PS2 has Disc Reading Errors but you don't get an explicit message on
the screen. All what you need to do is to adjust the laser's
potentiometer, to clean the lens or to adjust horizontal alignment of
the mechanics. It can't be corrected with software patch or any other
miracle software manipulation. If the laser is poor then reading is
poor.
Disc Reading Errors on PS2 look as choppy sound and video but you
don't get a message on the screen. PS2 tries to read, read and read
and finally it increases voltages supplied to the laser diode and
coils until it burns. Here is the problem!
Especially PSTwo behaves not properly. It tries to read even when it
doesn't see the disc's surface, it tries to focus the lens at any
cost causing well known metallic sound and then smelt of burnt
insulation
GC has some kind of protection against PS2 syndrome built in. When GC
can't read then it rejects media immediately not causing lens
oscillations and finally not making you feel the very known smelt
If somebody is planning to disable this protection mechanism he will
contribute to your new headache … burnt GC laser
Please note that both power circuits which are driving coils, sled
and spindle are very small, without heat sinks. If you let them to
read unreadable media you will dissipate some unwanted watts and you
will burn the device.
If you Google a little bit you will find plenty of official forums.

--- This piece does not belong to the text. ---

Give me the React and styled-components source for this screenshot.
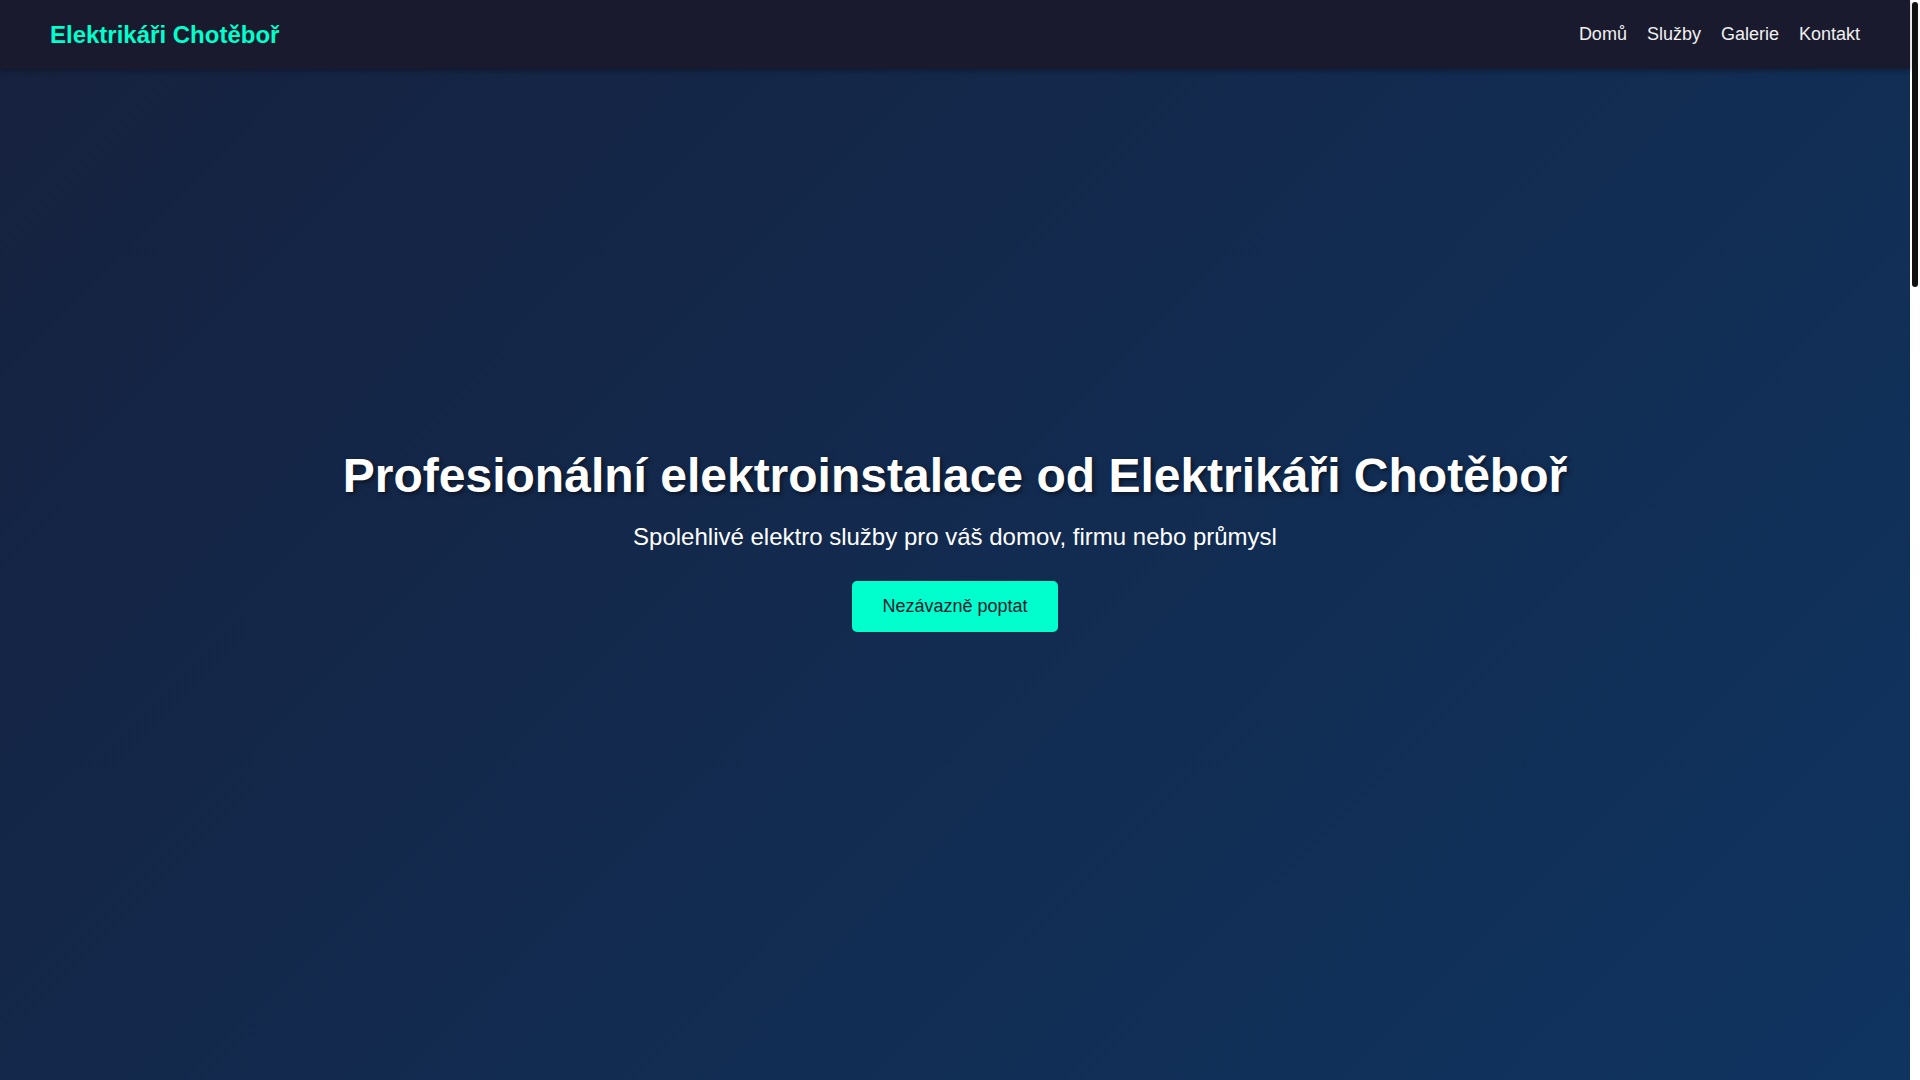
import styled, { createGlobalStyle } from "styled-components";

const GlobalStyle = createGlobalStyle`
    * {
        box-sizing: border-box;
    }
    body {
        margin: 0;
        font-family: "Liberation Sans", Arial, sans-serif;
        background-color: #1a1a2e;
        color: #ffffff;
    }
`

const Page = styled.div`
    display: flex;
    height: 100vh;
    overflow: hidden;
`
const Main = styled.main`
    position: relative;
    flex: 1;
`
// the page scrollbar as the reference shows it (white track, dark thumb)
const ScrollRail = styled.div`
    width: 10px;
    padding: 2px;
    background-color: #ffffff;
`
const ScrollThumb = styled.div`
    height: 285px;
    border-radius: 3px;
    background-color: #111111;
`

const Header = styled.header`
    position: absolute;
    top: 0;
    left: 0;
    right: 0;
    z-index: 10;
    height: 69px;
    padding: 0 50px;
    display: flex;
    align-items: center;
    justify-content: space-between;
    background-color: #1a1a2e;
    box-shadow: 0 2px 5px rgba(0, 0, 0, 0.3);
`
const Logo = styled.div`
    font-size: 24px;
    font-weight: 700;
    color: #00ffcc;
`
const Nav = styled.nav`
    display: flex;
    gap: 20px;
`
const NavLink = styled.a`
    font-size: 18px;
    color: #f0f0f0;
    text-decoration: none;
`

const Hero = styled.section`
    height: 100vh;
    display: flex;
    flex-direction: column;
    align-items: center;
    justify-content: center;
    text-align: center;
    padding: 0 20px;
    background: linear-gradient(135deg, #16213e 0%, #0f3460 100%);
`
const HeroTitle = styled.h1`
    margin: 0 0 20px;
    font-size: 48px;
    font-weight: 700;
    color: #ffffff;
    text-shadow: 2px 2px 4px rgba(0, 0, 0, 0.5);
`
const HeroText = styled.p`
    margin: 0 0 30px;
    font-size: 24px;
    color: #ffffff;
`
const CtaButton = styled.a`
    display: inline-block;
    padding: 15px 30px;
    font-size: 18px;
    line-height: 21px;
    color: #1a1a2e;
    background-color: #00ffcc;
    border-radius: 5px;
    text-decoration: none;
`

const navItems = [
    { id: 1, title: "Domů", href: "#domu" },
    { id: 2, title: "Služby", href: "#sluzby" },
    { id: 3, title: "Galerie", href: "#galerie" },
    { id: 4, title: "Kontakt", href: "#kontakt" },
]

const App = () => {
    return (
        <>
            <GlobalStyle />
            <Page>
                <Main>
                    <Header>
                        <Logo>Elektrikáři Chotěboř</Logo>
                        <Nav>
                            {navItems.map((item) => (
                                <NavLink key={item.id} href={item.href}>{item.title}</NavLink>
                            ))}
                        </Nav>
                    </Header>
                    <Hero id="domu">
                        <HeroTitle>Profesionální elektroinstalace od Elektrikáři Chotěboř</HeroTitle>
                        <HeroText>Spolehlivé elektro služby pro váš domov, firmu nebo průmysl</HeroText>
                        <CtaButton href="#kontakt">Nezávazně poptat</CtaButton>
                    </Hero>
                </Main>
                <ScrollRail aria-hidden="true">
                    <ScrollThumb />
                </ScrollRail>
            </Page>
        </>
    )
}

export default App;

If you read them carefully you will learn that many brand new GC
machines have reading problems of new and not scratched DVD's. Many
people are fooled by forums belonging to the so called "scene". GC
laser simply doesn't like DVDR media. If somebody says that the tenth
update will cure DREs he is not telling the truth. He can only make
you sick of returned machines with characteristic smelt. Prepare
yourself for mass BA/LA/RS or whatever replacements
The Ripper Team will monitor the situation very carefully and will
issue the flash update for the Ripper///GC when it is necessary and
if it is necessary. Until now our chip is bug free. Try it as many
others did it already.
We don't want to tell you too much but we know something for certain.

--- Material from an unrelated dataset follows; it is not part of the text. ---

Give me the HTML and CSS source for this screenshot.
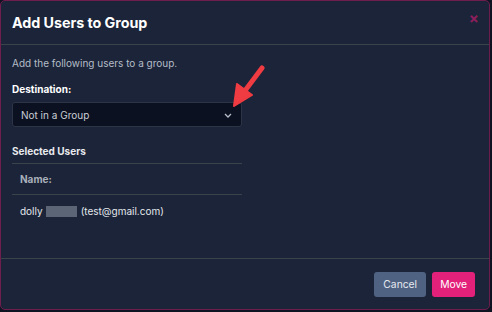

We can give you one advice. Please read our specification carefully
and one sentence particularly: "Extremely good timings and logic
levels on the high speed GC bus". Try to use the scope and compare
The Ripper///GC with others, and finally try to finish that sentence
We love to give such puzzles to our students
We strongly forewarn you against experimenting with untested anti DRE
solutions on your customers. Remember, you sell pre modified machines
to the end users. They will flash their chips without reflection,
blindly believing that new solution will cure something. What will
happen if they start returning dead and burnt lasers? Please don't
play with laser protection
The Ripper///GC is not easy reprogrammable but it obligates us to
make a good product from the beginning. Both The Ripper///GC and The
Ripper3.1 can be reprogrammed by external flash programmer with help
of small PCI-DIL adapter. Updates are dangerous in general. Also
original products can be cloned by analyzing differences in software
updates so we prefer to make bug free product from the beginning.

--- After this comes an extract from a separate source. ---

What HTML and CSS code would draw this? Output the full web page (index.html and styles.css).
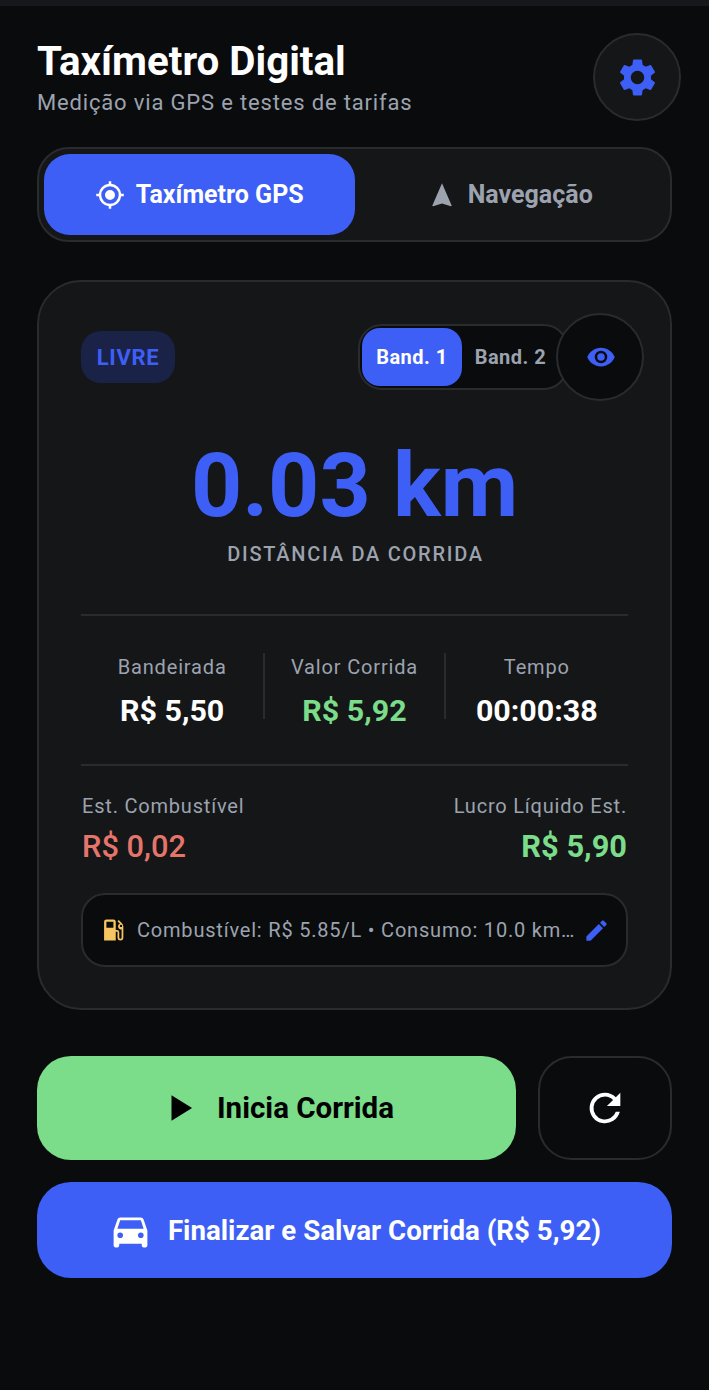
FILE: index.html
```html
<!DOCTYPE html>
<html lang="pt-BR">
<head>
<meta charset="utf-8">
<title>Taxímetro Digital</title>
<link rel="stylesheet" href="styles.css">
</head>
<body>
<div class="statusbar"></div>
<main class="page">
  <header class="header">
    <div class="header-text">
      <h1 class="title">Taxímetro Digital</h1>
      <p class="subtitle">Medição via GPS e testes de tarifas</p>
    </div>
    <button class="round-btn settings" aria-label="Configurações">
      <svg class="icon-gear" viewBox="0 0 24 24"><path fill="#3d5ff5" d="M19.14 12.94c.04-.3.06-.61.06-.94 0-.32-.02-.64-.07-.94l2.03-1.58a.49.49 0 0 0 .12-.61l-1.92-3.32a.49.49 0 0 0-.59-.22l-2.39.96c-.5-.38-1.03-.7-1.62-.94l-.36-2.54a.48.48 0 0 0-.48-.41h-3.84a.48.48 0 0 0-.47.41l-.36 2.54c-.59.24-1.13.57-1.62.94l-2.39-.96a.48.48 0 0 0-.59.22L2.74 8.87a.48.48 0 0 0 .12.61l2.03 1.58c-.05.3-.09.63-.09.94s.02.64.07.94l-2.03 1.58a.49.49 0 0 0-.12.61l1.92 3.32c.12.22.37.29.59.22l2.39-.96c.5.38 1.03.7 1.62.94l.36 2.54c.05.24.24.41.48.41h3.84c.24 0 .44-.17.47-.41l.36-2.54c.59-.24 1.13-.56 1.62-.94l2.39.96c.22.08.47 0 .59-.22l1.92-3.32a.48.48 0 0 0-.12-.61l-2.01-1.58zM12 15.6A3.6 3.6 0 1 1 12 8.4a3.6 3.6 0 0 1 0 7.2z"/></svg>
    </button>
  </header>

  <nav class="tabs">
    <button class="tab tab-active">
      <svg class="icon-tab" viewBox="0 0 24 24"><path fill="#fff" d="M12 8a4 4 0 1 0 0 8 4 4 0 0 0 0-8zm8.94 3A8.99 8.99 0 0 0 13 3.06V1h-2v2.06A8.99 8.99 0 0 0 3.06 11H1v2h2.06A8.99 8.99 0 0 0 11 20.94V23h2v-2.06A8.99 8.99 0 0 0 20.94 13H23v-2h-2.06zM12 19a7 7 0 1 1 0-14 7 7 0 0 1 0 14z"/></svg>
      <span>Taxímetro GPS</span>
    </button>
    <button class="tab">
      <svg class="icon-tab" viewBox="0 0 24 24"><path fill="#9ca3af" d="M12 2.5 4.2 20.6l.7.4 7.1-2.2 7.1 2.2.7-.4z"/></svg>
      <span>Navegação</span>
    </button>
  </nav>

  <section class="card">
    <div class="card-top">
      <span class="badge">LIVRE</span>
      <div class="top-controls">
        <div class="band-toggle">
          <span class="band band-active">Band. 1</span>
          <span class="band">Band. 2</span>
        </div>
        <button class="round-btn eye" aria-label="Ocultar">
          <svg class="icon-eye" viewBox="0 0 24 24"><path fill="#3d5ff5" d="M12 4.5C7 4.5 2.73 7.61 1 12c1.73 4.39 6 7.5 11 7.5s9.27-3.11 11-7.5c-1.73-4.39-6-7.5-11-7.5zM12 17a5 5 0 1 1 0-10 5 5 0 0 1 0 10zm0-8a3 3 0 1 0 0 6 3 3 0 0 0 0-6z"/></svg>
        </button>
      </div>
    </div>

    <div class="distance">
      <div class="distance-value">0.03 km</div>
      <div class="distance-label">DISTÂNCIA DA CORRIDA</div>
    </div>

    <div class="stats">
      <div class="stat">
        <div class="stat-label">Bandeirada</div>
        <div class="stat-value">R$ 5,50</div>
      </div>
      <div class="stat stat-mid">
        <div class="stat-label">Valor Corrida</div>
        <div class="stat-value green">R$ 5,92</div>
      </div>
      <div class="stat">
        <div class="stat-label">Tempo</div>
        <div class="stat-value">00:00:38</div>
      </div>
    </div>

    <div class="finance">
      <div>
        <div class="finance-label">Est. Combustível</div>
        <div class="finance-value red">R$ 0,02</div>
      </div>
      <div class="finance-right">
        <div class="finance-label">Lucro Líquido Est.</div>
        <div class="finance-value green">R$ 5,90</div>
      </div>
    </div>

    <div class="fuel">
      <svg class="icon-fuel" viewBox="0 0 24 24"><path fill="#f6c560" d="m19.77 7.23.01-.01-3.72-3.72L15 4.56l2.11 2.11A2.5 2.5 0 0 0 17.5 11.5c.35 0 .69-.07 1-.21v7.21a1 1 0 0 1-2 0V14a2 2 0 0 0-2-2h-1V5a2 2 0 0 0-2-2H5.5a2 2 0 0 0-2 2v16h10v-7.5H15v5a2.5 2.5 0 0 0 5 0V9c0-.69-.28-1.32-.73-1.77zM11.5 10h-6V5h6v5zm6.5-.5a1 1 0 1 1 0-2 1 1 0 0 1 0 2z"/></svg>
      <span class="fuel-text">Combustível: R$ 5.85/L • Consumo: 10.0 km…</span>
      <svg class="icon-pencil" viewBox="0 0 24 24"><path fill="#3d5ff5" d="M3 17.25V21h3.75L17.81 9.94l-3.75-3.75L3 17.25zM20.71 7.04a1 1 0 0 0 0-1.41l-2.34-2.34a1 1 0 0 0-1.41 0l-1.83 1.83 3.75 3.75 1.83-1.83z"/></svg>
    </div>
  </section>

  <div class="actions">
    <button class="btn-start">
      <svg class="icon-play" viewBox="0 0 24 24"><path fill="#000" d="M6 4v16l13-8z"/></svg>
      <span>Inicia Corrida</span>
    </button>
    <button class="btn-reset" aria-label="Reiniciar">
      <svg class="icon-reset" viewBox="0 0 24 24"><path fill="#fff" d="M17.65 6.35A7.96 7.96 0 0 0 12 4a8 8 0 1 0 7.73 10h-2.08A6 6 0 1 1 12 6c1.66 0 3.14.69 4.22 1.78L13 11h7V4l-2.35 2.35z"/></svg>
    </button>
  </div>

  <button class="btn-finish">
    <svg class="icon-car" viewBox="0 0 24 24"><path fill="#fff" d="M18.92 6.01C18.72 5.42 18.16 5 17.5 5h-11c-.66 0-1.21.42-1.42 1.01L3 12v8c0 .55.45 1 1 1h1c.55 0 1-.45 1-1v-1h12v1c0 .55.45 1 1 1h1c.55 0 1-.45 1-1v-8l-2.08-5.99zM6.5 16a1.5 1.5 0 1 1 0-3 1.5 1.5 0 0 1 0 3zm11 0a1.5 1.5 0 1 1 0-3 1.5 1.5 0 0 1 0 3zM5 11l1.5-4.5h11L19 11H5z"/></svg>
    <span>Finalizar e Salvar Corrida (R$ 5,92)</span>
  </button>
</main>
</body>
</html>
```

FILE: styles.css
```css
* { box-sizing: border-box; }
html, body { margin: 0; padding: 0; }
body {
  width: 709px;
  height: 1390px;
  overflow: hidden;
  background: #0a0b0d;
  font-family: Roboto, "Liberation Sans", sans-serif;
  color: #fff;
}
button { font-family: inherit; border: none; padding: 0; cursor: pointer; }
svg { display: block; flex: none; }
.icon-gear { width: 45px; height: 45px; }
.icon-tab { width: 30px; height: 30px; }
.icon-eye { width: 30px; height: 30px; margin-left: 2px; }
.icon-fuel { width: 28px; height: 28px; }
.icon-pencil { width: 27px; height: 27px; }
.icon-play { width: 38px; height: 38px; }
.icon-reset { width: 46px; height: 46px; }
.icon-car { width: 45px; height: 45px; }

.statusbar { height: 6px; background: #17181b; }
.page { padding: 27px 37px 0; display: flex; flex-direction: column; }

.header { display: flex; justify-content: space-between; align-items: center; height: 88px; margin-right: -9px; }
.title { margin: 0; font-size: 40.3px; line-height: 46px; font-weight: 700; color: #fff; }
.subtitle { margin: 5px 0 0; font-size: 22px; line-height: 26px; letter-spacing: 0.83px; color: #9ca3af; }
.round-btn {
  border-radius: 50%;
  border: 2px solid #2a2b2e;
  display: flex;
  align-items: center;
  justify-content: center;
}
.settings { width: 88px; height: 88px; background: #151618; }

.tabs {
  margin-top: 26px;
  height: 95px;
  border: 2px solid #2a2b2e;
  border-radius: 32px;
  background: #151618;
  padding: 5px;
  display: grid;
  grid-template-columns: 1fr 1fr;
}
.tab {
  background: transparent;
  color: #9ca3af;
  font-size: 25px;
  font-weight: 700;
  border-radius: 26px;
  display: flex;
  align-items: center;
  justify-content: center;
  gap: 11px;
}
.tab-active { background: #3d5ff5; color: #fff; }

.card {
  margin-top: 38px;
  height: 730px;
  border: 2px solid #2a2b2e;
  border-radius: 44px;
  background: #151618;
  padding: 31px 42px 0;
  display: flex;
  flex-direction: column;
}
.card-top { display: flex; justify-content: space-between; align-items: center; height: 88px; margin-right: -16px; }
.badge {
  width: 94px;
  height: 52px;
  border-radius: 20px;
  background: #1a2347;
  color: #3d5ff5;
  font-size: 22px;
  font-weight: 700;
  letter-spacing: 0.7px;
  display: flex;
  align-items: center;
  justify-content: center;
}
.top-controls { display: flex; align-items: center; }
.band-toggle {
  width: 210px;
  height: 66px;
  margin-right: -12px;
  border: 2px solid #2a2b2e;
  border-radius: 24px;
  background: #0a0b0d;
  padding: 2px;
  display: flex;
  align-items: stretch;
}
.band {
  width: 97px;
  color: #9ca3af;
  font-size: 20px;
  font-weight: 700;
  letter-spacing: 0.5px;
  border-radius: 18px;
  display: flex;
  align-items: center;
  justify-content: center;
}
.band-active { width: 100px; background: #3d5ff5; color: #fff; }
.eye { position: relative; width: 88px; height: 88px; background: #0a0b0d; }

.distance { text-align: center; margin-top: 33px; }
.distance-value { font-size: 89.4px; line-height: 104px; font-weight: 700; color: #3d5ff5; }
.distance-label { font-size: 20px; line-height: 24px; font-weight: 500; letter-spacing: 1.75px; color: #9ca3af; margin-top: 4px; padding-left: 2px; }

.stats {
  margin-top: 48px;
  height: 152px;
  padding-top: 37px;
  border-top: 2px solid #2a2b2e;
  border-bottom: 2px solid #2a2b2e;
  display: grid;
  grid-template-columns: 1fr 1fr 1fr;
  align-items: start;
}
.stat { text-align: center; height: 66px; padding-top: 2px; }
.stat-mid { border-left: 2px solid #2a2b2e; border-right: 2px solid #2a2b2e; }
.stat-label { font-size: 20px; line-height: 24px; letter-spacing: 0.85px; color: #9ca3af; }
.stat-value { margin-top: 14px; font-size: 30.4px; line-height: 36px; font-weight: 700; color: #fff; }
.green { color: #7bdc8a; }
.red { color: #e5756b; }

.finance { margin-top: 28px; padding: 0 1px; display: flex; justify-content: space-between; }
.finance-right { text-align: right; }
.finance-label { font-size: 20px; line-height: 24px; letter-spacing: 0.8px; color: #9ca3af; }
.finance-value { margin-top: 11px; font-size: 30.8px; line-height: 36px; font-weight: 700; }
.finance .red { font-weight: 500; }

.fuel {
  margin-top: 28px;
  height: 74px;
  border: 2px solid #2a2b2e;
  border-radius: 24px;
  background: #0a0b0d;
  padding: 0 16px 0 17px;
  display: flex;
  align-items: center;
  gap: 9px;
}
.fuel-text {
  flex: 1;
  min-width: 0;
  white-space: nowrap;
  font-size: 20px;
  letter-spacing: 0.8px;
  color: #9ca3af;
}

.actions { margin-top: 46px; display: flex; gap: 22px; height: 104px; }
.btn-start {
  flex: 1;
  background: #7bdc8a;
  color: #000;
  border-radius: 34px;
  font-size: 29.5px;
  font-weight: 700;
  padding-left: 3px;
  display: flex;
  align-items: center;
  justify-content: center;
  gap: 17px;
}
.btn-reset {
  width: 134px;
  background: #0a0b0d;
  border: 2px solid #2a2b2e;
  border-radius: 34px;
  display: flex;
  align-items: center;
  justify-content: center;
}
.btn-finish {
  margin-top: 22px;
  height: 96px;
  background: #3d5ff5;
  color: #fff;
  border-radius: 34px;
  font-size: 27.7px;
  font-weight: 700;
  display: flex;
  align-items: center;
  justify-content: center;
  gap: 15px;
}
```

If we recall the history of software updates of some well known chips
we can say that updates has finished as fast as they appeared! Some
of them were giving you updates almost every week, repairing endless
bugs and creating others. How do you resellers can live with it? What
do you say to your customers, end users? Do you say them that you
sell not working product which will be updated in the unknown future
or what?
Some other discoveries…
1. The Propeller blade effect
Before you burn particular DVDR please inspect the disc visually. GC
drive is sensitive on "propeller blade effect" of DVD media. Before
you burn it please put blank DVDR into opened GC and look
horizontally if your particular blank disc rotates smoothly. Look at
the outer edge of the disc if there is up and down movement or not.
You can make a simple test. Find the blank DVDR with the huge
propeller effect and burn 2 discs with the same image. You will
notice that smoothly rotating DVD works but the second one doesn't
even start. Some new original games from the shop are distorted from
the beginning and not modified consoles can't read them properly.
2. The heat
You can make another test. Disconnect the cooling fan from your GC.
You will notice that after some minutes you will get one big DRE. We
assume that laser unit is overheated causing poor Signal to Noise
ratio. You have the oven just below the laser.
If the cooling is not adequate then it can cause DVD to distort
(propeller blade effect). It explains why DVDs, even silver
originals, stop being read properly after some time of using it. So
we come back to the focus coil failures on PS2 when the lens must
move up and down to balance the propeller blade effect. By disabling
protection mechanism you will probably kill the laser coils and the
coil driver and you will need another summ0ne plus some tons of
replacement parts
Try to use DVD+R because in our opinion they work better. Use
Verbatim or TDK only and test them for distortion. Remove DVD just
after you stop playing.
Conclusion
GC drive has some reading problems in general. It has too slow
processor for tracking the distortion of DVD media but it has
excellent protection mechanism against laser failure
All rumors regarding the possibility of correcting DRE in software
are only rumors and we call it La Guerre des Puces
Gamusino escribió:A mi me parece que es una forma de decir de que no tienen ni idea de como arreglar los DRE. Hay cosas que dicen que tiene logica pero otros no. Dice que la ps2 cuando encuentra un error y lo reintenta con un nivel mas alto de voltaje, la cube no, da error y se para. ¿Porque con los originales no pasa eso? Yo he metido originales con mas dedos que la base de datos del CSI y a lo mejor cargaba mal las texturas o se quedaba colgado pero no daba ese tipo de error. Ademas segun cuentan no hay subida de voltaje en la cube, lo que pasa es que ni reintenta leerlo (eso podria solucionar los errores aleatorios).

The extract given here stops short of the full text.